▶ **GIVEN PROBLEM**: Extract every line where the string "React" appears.

▶ **DATA**:
----------

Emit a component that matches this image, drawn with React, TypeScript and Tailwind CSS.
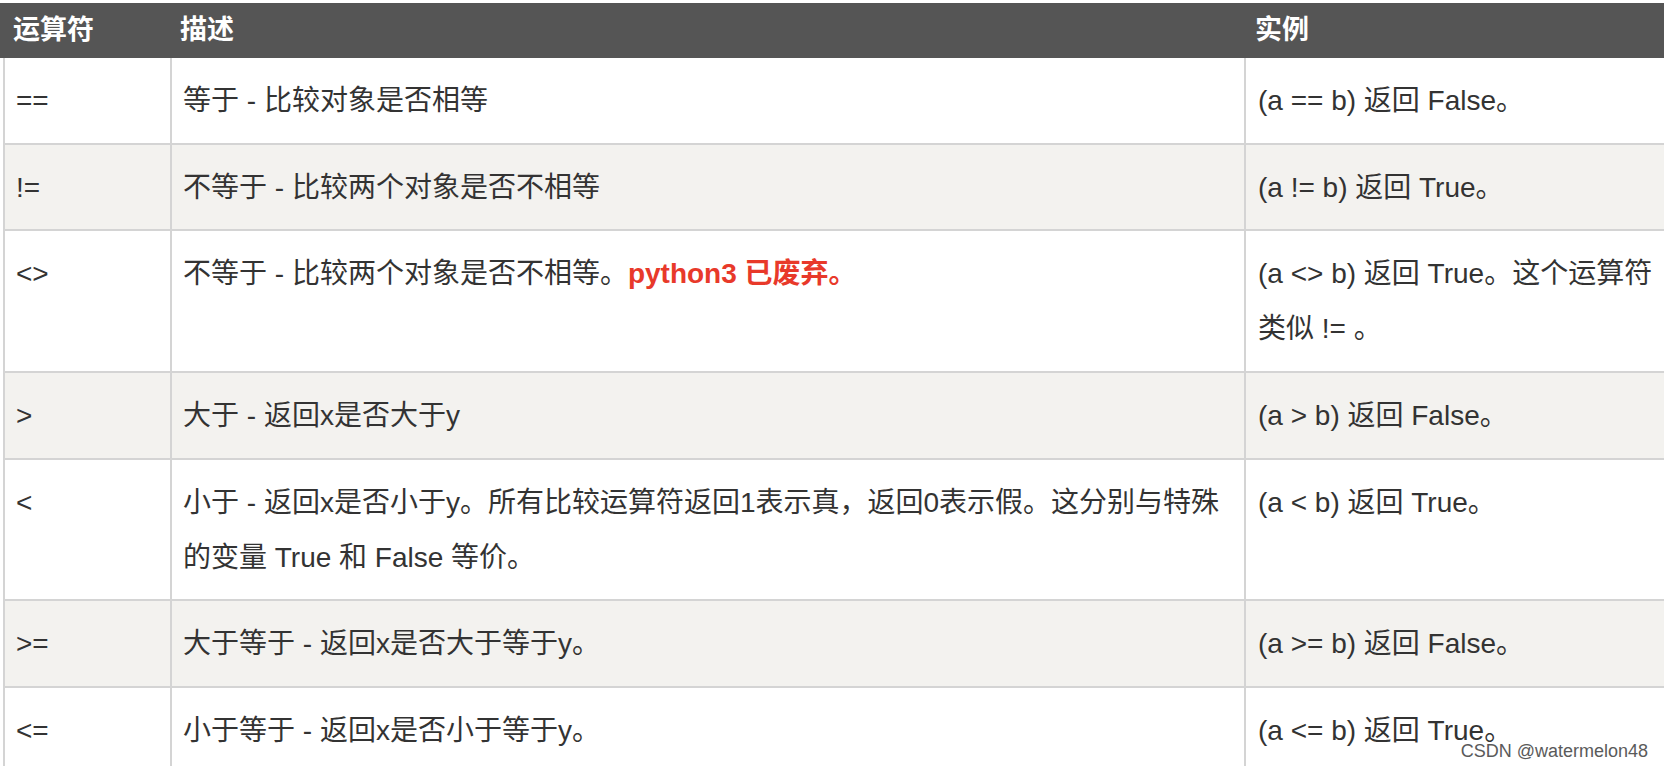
import React from "react";

type Row = {
  op: string;
  desc: React.ReactNode;
  ex: React.ReactNode;
  h: string;
};

const rows: Row[] = [
  { op: "==", desc: "等于 - 比较对象是否相等", ex: "(a == b) 返回 False。", h: "h-[87px]" },
  { op: "!=", desc: "不等于 - 比较两个对象是否不相等", ex: "(a != b) 返回 True。", h: "h-[86px]" },
  {
    op: "<>",
    desc: (
      <>
        不等于 - 比较两个对象是否不相等。
        <span className="font-bold text-[#e8392a]">python3 已废弃。</span>
      </>
    ),
    ex: (
      <>
        (a &lt;&gt; b) 返回 True。这个运算符
        <br />
        类似 != 。
      </>
    ),
    h: "h-[142px]",
  },
  { op: ">", desc: "大于 - 返回x是否大于y", ex: "(a > b) 返回 False。", h: "h-[87px]" },
  {
    op: "<",
    desc: (
      <>
        小于 - 返回x是否小于y。所有比较运算符返回1表示真，返回0表示假。这分别与特殊
        <br />
        的变量 True 和 False 等价。
      </>
    ),
    ex: "(a < b) 返回 True。",
    h: "h-[141px]",
  },
  { op: ">=", desc: "大于等于 - 返回x是否大于等于y。", ex: "(a >= b) 返回 False。", h: "h-[87px]" },
  { op: "<=", desc: "小于等于 - 返回x是否小于等于y。", ex: "(a <= b) 返回 True。", h: "h-[87px]" },
];

export default function App() {
  return (
    <div
      className="relative w-full h-[766px] overflow-hidden bg-white pt-[3px] text-[#333333]"
      style={{ fontFamily: '"Liberation Sans", "Noto Sans CJK SC", Arial, sans-serif' }}
    >
      {/* header */}
      <div className="flex h-[55px] bg-[#555555] text-white font-bold text-[27px]">
        <div className="w-[172px] shrink-0 pl-[13px] flex items-center">运算符</div>
        <div className="w-[1074px] shrink-0 pl-[8px] flex items-center">描述</div>
        <div className="flex-1 pl-[9px] flex items-center">实例</div>
      </div>

      {/* body */}
      <div className="ml-[3px] border-l-2 border-[#d4d4d4] text-[28px] leading-[55px]">
        {rows.map((r, i) => (
          <div
            key={i}
            className={`flex overflow-hidden border-b-2 border-[#d4d4d4] ${r.h} ${
              i % 2 === 1 ? "bg-[#f3f2ef]" : "bg-white"
            }`}
          >
            <div className="w-[167px] shrink-0 border-r-2 border-[#d4d4d4] pl-[11px] py-[15px] whitespace-nowrap">
              {r.op}
            </div>
            <div className="w-[1074px] shrink-0 border-r-2 border-[#d4d4d4] pl-[11px] py-[15px] whitespace-nowrap">
              {r.desc}
            </div>
            <div className="flex-1 pl-[12px] py-[15px] whitespace-nowrap">{r.ex}</div>
          </div>
        ))}
      </div>

      {/* watermark */}
      <div
        className="absolute right-[16px] top-[742px] text-[18px] leading-none text-[#5a5a5a]"
        style={{ textShadow: "0 0 2px #ffffff, 0 0 2px #ffffff" }}
      >
        CSDN @watermelon48
      </div>
    </div>
  );
}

----------

▶ **ANSWER**:
Emit a component that matches this image, drawn with React, TypeScript and Tailwind CSS.
import React from "react";
  desc: React.ReactNode;
  ex: React.ReactNode;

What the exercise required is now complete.